Not a goofy blockbuster
A solidly thrilling retelling of historic oil disaster
I think my shockingly lustrous eyelashes got singed watching Deepwater Horizon, director Peter Berg’s harrowing account of the worst oil rig disaster in American history.
That’s because Berg’s film drops you into a situation where fire and explosions are so realistic, you can feel the heat and disorientation of the 2010 BP oil disaster, which claimed the lives of 11 men and led to an oil spill eclipsing all other oil spills.
Mark Wahlberg is first rate as Mike Williams, a man who was on the rig at the time of the disaster. Kurt Russell equals his power as Jimmy Harrell, who questions the integrity of the rig, and then proceeds to have the worst shower in cinema history since Janet Leigh had a showdown with Anthony Perkins.
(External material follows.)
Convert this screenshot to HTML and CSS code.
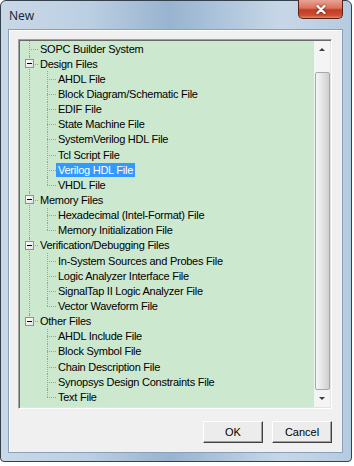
FILE: index.html
```html
<!DOCTYPE html>
<html lang="en">
<head>
    <meta charset="UTF-8">
    <title>New</title>
    <link rel="stylesheet" href="styles.css">
</head>
<body>
    <div class="window">
        <div class="title-bar">
            <span class="title">New</span>
            <button class="close-button">
                <svg width="10" height="9" viewBox="0 0 10 9"><path d="M1.5 1 L8.5 8 M8.5 1 L1.5 8" stroke="#ffffff" stroke-width="2.2" stroke-linecap="round"/></svg>
            </button>
        </div>
        <div class="client">
            <div class="tree-box">
                <div class="tree">
                    <div class="group">
                        <div class="row root-row"><span class="label">SOPC Builder System</span></div>
                    </div>
                    <div class="group">
                        <div class="row root-row"><span class="toggle"></span><span class="label">Design Files</span></div>
                        <div class="children">
                            <div class="row child-row"><span class="label">AHDL File</span></div>
                            <div class="row child-row"><span class="label">Block Diagram/Schematic File</span></div>
                            <div class="row child-row"><span class="label">EDIF File</span></div>
                            <div class="row child-row"><span class="label">State Machine File</span></div>
                            <div class="row child-row"><span class="label">SystemVerilog HDL File</span></div>
                            <div class="row child-row"><span class="label">Tcl Script File</span></div>
                            <div class="row child-row"><span class="label selected">Verilog HDL File</span></div>
                            <div class="row child-row"><span class="label">VHDL File</span></div>
                        </div>
                    </div>
                    <div class="group">
                        <div class="row root-row"><span class="toggle"></span><span class="label">Memory Files</span></div>
                        <div class="children">
                            <div class="row child-row"><span class="label">Hexadecimal (Intel-Format) File</span></div>
                            <div class="row child-row"><span class="label">Memory Initialization File</span></div>
                        </div>
                    </div>
                    <div class="group">
                        <div class="row root-row"><span class="toggle"></span><span class="label">Verification/Debugging Files</span></div>
                        <div class="children">
                            <div class="row child-row"><span class="label">In-System Sources and Probes File</span></div>
                            <div class="row child-row"><span class="label">Logic Analyzer Interface File</span></div>
                            <div class="row child-row"><span class="label">SignalTap II Logic Analyzer File</span></div>
                            <div class="row child-row"><span class="label">Vector Waveform File</span></div>
                        </div>
                    </div>
                    <div class="group">
                        <div class="row root-row"><span class="toggle"></span><span class="label">Other Files</span></div>
                        <div class="children">
                            <div class="row child-row"><span class="label">AHDL Include File</span></div>
                            <div class="row child-row"><span class="label">Block Symbol File</span></div>
                            <div class="row child-row"><span class="label">Chain Description File</span></div>
                            <div class="row child-row"><span class="label">Synopsys Design Constraints File</span></div>
                            <div class="row child-row"><span class="label">Text File</span></div>
                        </div>
                    </div>
                </div>
                <div class="scrollbar">
                    <div class="scroll-button"><span class="arrow-up"></span></div>
                    <div class="scroll-track">
                        <div class="scroll-thumb"></div>
                    </div>
                    <div class="scroll-button"><span class="arrow-down"></span></div>
                </div>
            </div>
            <div class="buttons">
                <button class="dialog-button">OK</button>
                <button class="dialog-button">Cancel</button>
            </div>
        </div>
    </div>
</body>
</html>
```

FILE: styles.css
```css
* {
    box-sizing: border-box;
}
body {
    margin: 0;
    background-color: #ffffff;
    font-family: 'Liberation Sans', Arial, sans-serif;
    color: #000000;
}
.window {
    width: 352px;
    height: 462px;
    display: flex;
    flex-direction: column;
    padding: 0 8px 8px 7px;
    border: 1px solid #34404c;
    border-radius: 6px 6px 4px 4px;
    background: linear-gradient(to right, #c9d8e7 0%, #bccfe2 25%, #98b4cf 48%, #a9c1d9 60%, #c8d7e7 80%, #b5cbe0 100%);
}
.title-bar {
    height: 28px;
    display: flex;
    align-items: center;
}
.title {
    margin-left: 1px;
    font-family: 'Noto Sans', 'Liberation Sans', sans-serif;
    font-size: 12px;
    color: #1e2a36;
}
.close-button {
    margin-left: auto;
    align-self: flex-start;
    margin-top: -1px;
    width: 45px;
    height: 19px;
    padding: 0;
    display: flex;
    align-items: center;
    justify-content: center;
    border: 1px solid #5a2018;
    border-top: none;
    border-radius: 0 0 5px 5px;
    background: linear-gradient(to bottom, #e9a494 0%, #d9725c 45%, #c23b22 55%, #cc4e32 85%, #e08a66 100%);
}
.close-button svg {
    filter: drop-shadow(0 0 1px #5a2018);
}
.client {
    flex: 1;
    display: flex;
    flex-direction: column;
    padding: 9px 10px 9px 9px;
    background-color: #f0f0f0;
    border: 1px solid #8aa0b8;
    box-shadow: inset 1px 1px 0 #ffffff;
}
.tree-box {
    height: 370px;
    display: flex;
    border-top: 1px solid #a0a0a0;
    border-left: 1px solid #a0a0a0;
    border-right: 1px solid #ffffff;
    border-bottom: 1px solid #ffffff;
    box-shadow: inset 1px 1px 0 #696969, inset -1px -1px 0 #e3e3e3;
    padding: 1px;
}
.tree {
    flex: 1;
    overflow: hidden;
    background-color: #cce8cf;
    font-size: 11px;
    letter-spacing: -0.25px;
}
.group {
    position: relative;
}
.group::before {
    content: '';
    position: absolute;
    left: 9px;
    top: 0;
    bottom: 0;
    border-left: 1px dotted #a0a0a0;
}
.group:last-child::before {
    bottom: auto;
    height: 8px;
}
.row {
    position: relative;
    height: 15.15px;
    display: flex;
    align-items: center;
}
.root-row {
    padding-left: 18px;
}
.root-row::before {
    content: '';
    position: absolute;
    left: 9px;
    width: 9px;
    top: 50%;
    border-top: 1px dotted #a0a0a0;
}
.child-row {
    padding-left: 36px;
}
.child-row::before {
    content: '';
    position: absolute;
    left: 27px;
    width: 9px;
    top: 50%;
    border-top: 1px dotted #a0a0a0;
}
.child-row::after {
    content: '';
    position: absolute;
    left: 27px;
    top: 0;
    bottom: 0;
    border-left: 1px dotted #a0a0a0;
}
.child-row:last-child::after {
    bottom: 50%;
}
.toggle {
    position: absolute;
    left: 5px;
    top: 3px;
    width: 9px;
    height: 9px;
    border: 1px solid #919191;
    background: linear-gradient(to bottom right, #ffffff, #e2e2e2);
    z-index: 1;
}
.toggle::after {
    content: '';
    position: absolute;
    left: 1px;
    top: 3px;
    width: 5px;
    height: 1px;
    background-color: #000000;
}
.label {
    position: relative;
    padding: 0 2px;
    line-height: 14px;
    white-space: nowrap;
}
.label.selected {
    background-color: #3399ff;
    color: #ffffff;
}
.scrollbar {
    width: 16px;
    display: flex;
    flex-direction: column;
    background-color: #f4f4f4;
}
.scroll-button {
    height: 17px;
    display: flex;
    align-items: center;
    justify-content: center;
}
.scroll-track {
    flex: 1;
    display: flex;
    flex-direction: column;
    justify-content: flex-end;
    padding-top: 14px;
}
.scroll-thumb {
    flex: 1;
    margin: 0 0 0 1px;
    border: 1px solid #a8a8a8;
    border-radius: 2px;
    background: linear-gradient(to right, #f6f6f6, #e4e4e4 50%, #cfcfcf);
}
.arrow-up {
    width: 0;
    height: 0;
    border-left: 3px solid transparent;
    border-right: 3px solid transparent;
    border-bottom: 3px solid #3c3c3c;
}
.arrow-down {
    width: 0;
    height: 0;
    border-left: 3px solid transparent;
    border-right: 3px solid transparent;
    border-top: 3px solid #3c3c3c;
}
.buttons {
    display: flex;
    justify-content: flex-end;
    gap: 9px;
    margin-top: 12px;
}
.dialog-button {
    width: 60px;
    height: 22px;
    padding: 0;
    font-family: 'Liberation Sans', Arial, sans-serif;
    font-size: 11px;
    color: #000000;
    background-color: #ececec;
    border-top: 1px solid #ffffff;
    border-left: 1px solid #ffffff;
    border-right: 1px solid #404040;
    border-bottom: 1px solid #404040;
    box-shadow: inset -1px -1px 0 #a0a0a0;
}
```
The setup is a doozy: Williams and Harrell head out for a three-week stay on the Deepwater Horizon along with a couple of BP stuffed shirts. Much to their amazement, some men who were supposed to be conducting all-important tests are leaving upon their arrival without conducting anything, so that gets Harrell all riled up. This is a good thing, because Russell doing “all riled up” is always fun.
The lack of testing leads to a showdown with a sleazy BP employee, played by a slithery John Malkovich. Some backward reasoning leads to the acceptance of some bad drill results, and Deepwater Horizon is cleared to start up. Unbeknownst to the higher ups and technicians, there’s a cataclysmic clog in the works, causing mud to explode upward, eventually followed by a massive gas leak, and you probably know the rest.
Berg puts his film together in a way where the mere sight of some mud oozing from a pipe is terrifying. When the disaster shifts into high gear, it’s as scary as any horror film to hit screens this year. The staging of explosions and fire in this one, many executed on an oil rig built exclusively for the film, are award-caliber. There’s also a true sense of isolation and disorientation when the action goes full throttle. Props to the editor for creating a sensation of being utterly lost in mayhem.
It’s not all about the fire and explosions, as Berg, his writers and performers all give the movie a true heroic element, one that results in heartbreak after the film plays out. Kate Hudson plays Williams’ wife, who is having a Skype conversation with him when everything starts to go south. Hudson has always been good for waterworks, and she gets an opportunity to show off that talent in this movie.
Other standouts include Ethan Suplee as one of the men in the ill-fated drill command center, Gina Rodriguez as an employee who must endure the incompetence of a co-worker, and Dylan O’Brien as a drill worker who couldn’t have been closer to the initial stages of the disaster.
To call this a disaster film in the same vein as Irwin Allen’s 1970s genre classics—The Poseidon Adventure and The Towering Inferno—is both a compliment (hey, some of those were pretty great) and a bit belittling. While this film follows a similar, schlocky blueprint at times, it has a little more substance and heart than those goofy blockbusters.